Pink's War was an air-to-ground bombardment and strafing campaign carried out by the Royal Air Force, under the command of Wing Commander Richard Pink, against the mountain strongholds of Mahsud tribesmen in South Waziristan in March and April 1925. It was the first independent action by the RAF, and remains the only campaign named after an RAF officer.

Background

The defence of the North-West Frontier Province was an important task for British India. In the 1920s, the British were engaged in a continuing effort to defend British Indian Army bases against raids from militant tribesmen in the province. In July 1924, the British mounted operations against several of the Mahsud tribes in southern Waziristan and by October most tribes had ceased their activities. Only the Abdur Rahman Khel tribe and three other supporting tribes continued to attack army posts.

Operations

After the successful use of aerial bombardment in the Fifth Expedition of Somaliland campaign in 1920, the fledgling RAF was keen to further establish its military credentials.

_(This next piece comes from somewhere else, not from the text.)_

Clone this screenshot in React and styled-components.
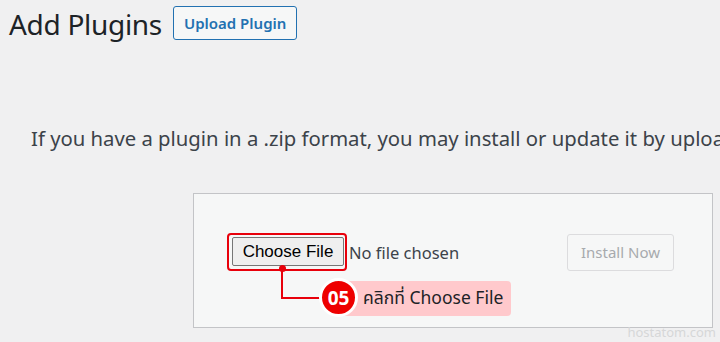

British forces had conducted operations against Mahsud tribes in Waziristan from July 1924, leaving only the Abdur Rahman Khel tribe and a few other tribes still engaged in activity by October 1924. The air officer commanding in India, Sir Edward Ellington, made the unprecedented decision to conduct air operations against the tribesmen without the support of the army. No. 2 (India) Wing, under the command of Wing Commander Richard Pink at Risalpur, was assigned to conduct the operation.

Bristol F.2B Fighters of No. 5 Squadron were deployed to the operational headquarters at Tank airstrip, with de Havilland DH.9As from 27 and 60 squadrons deployed to a forward operating base at Miranshah. Operations commenced on 9 March 1925, and following an initial sortie to drop warning leaflets on the targeted areas, the RAF squadrons strafed tribal mountain strongholds in a successful attempt to crush the rebellion. Operations focused on causing disruption to day-to-day activities for the militant tribes, as well as preventing access to safe havens; sorties were flown at night as well as during the day, in order to cause further disruption.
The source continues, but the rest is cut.